On one side is Counter, a scrappy veteran negotiator who for more than two decades has held together the often-fractious producers alliance.

He has often sparred with chief union negotiator David Young, a former veteran organizer of construction and garment workers. He was named the West Coast guild's executive director last year. This is his first major negotiation in the entertainment industry.

Since he was hired, Young has favored confrontational tactics associated with blue-collar unions like the Teamsters, such as staging pickets and protests at industry panels.
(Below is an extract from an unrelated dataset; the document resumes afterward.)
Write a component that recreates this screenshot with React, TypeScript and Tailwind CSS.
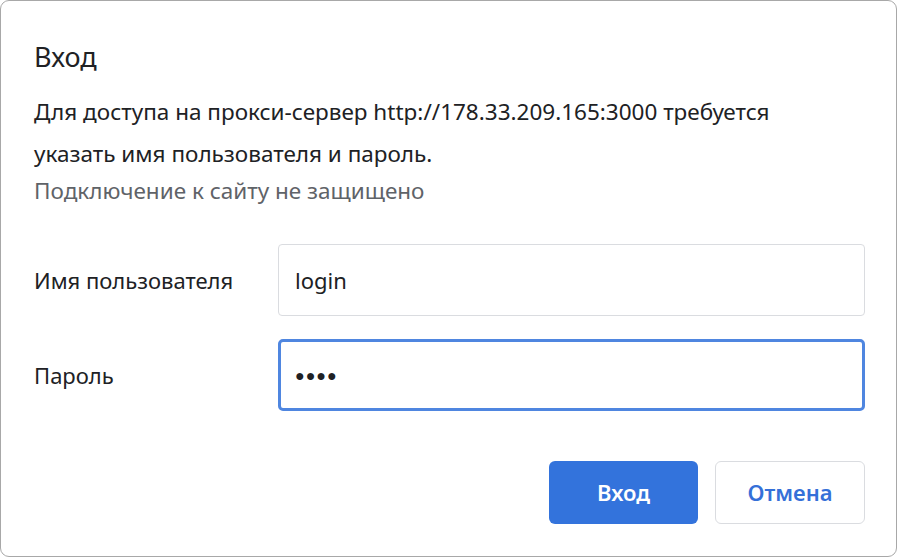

The tactics have irritated Counter, who has publicly criticized Young as reckless and inexperienced.

"The fact that the two men don't evidently have any kind of relationship of trust at all would seem to mean that it's difficult, if not impossible, to do the kind of off-the-record exploration that often leads to breakthroughs," said Dan Petrie Jr., past president of the WGA West.

Likewise, there's no love lost between Counter and Verrone, the animation writer who has been guiding the guild's strategy, along with a negotiating committee made up of top writer-producers including Shawn Ryan ("The Unit"), Neal Baer ("Law & Order Special Victims Unit") and Marc Cherry ("Desperate Housewives").

None of these show runners has played a role similar to that of John Wells ("ER," "West Wing"), the former guild president and writer-producer who helped avert a strike in 2001 by serving as a unifying voice.

As for the alliance, their group is dominated by such heavyweights as Walt Disney Co. Chief Executive Robert Iger, News Corp. President Peter Chernin, CBS Corp. CEO Leslie Moonves and Warner Bros. Entertainment Chairman Barry Meyer.

So far at least, none of them has emerged as a potential broker in the mold of Lew Wasserman, the legendary former agent and MCA chairman who frequently used his clout to keep the peace in Hollywood.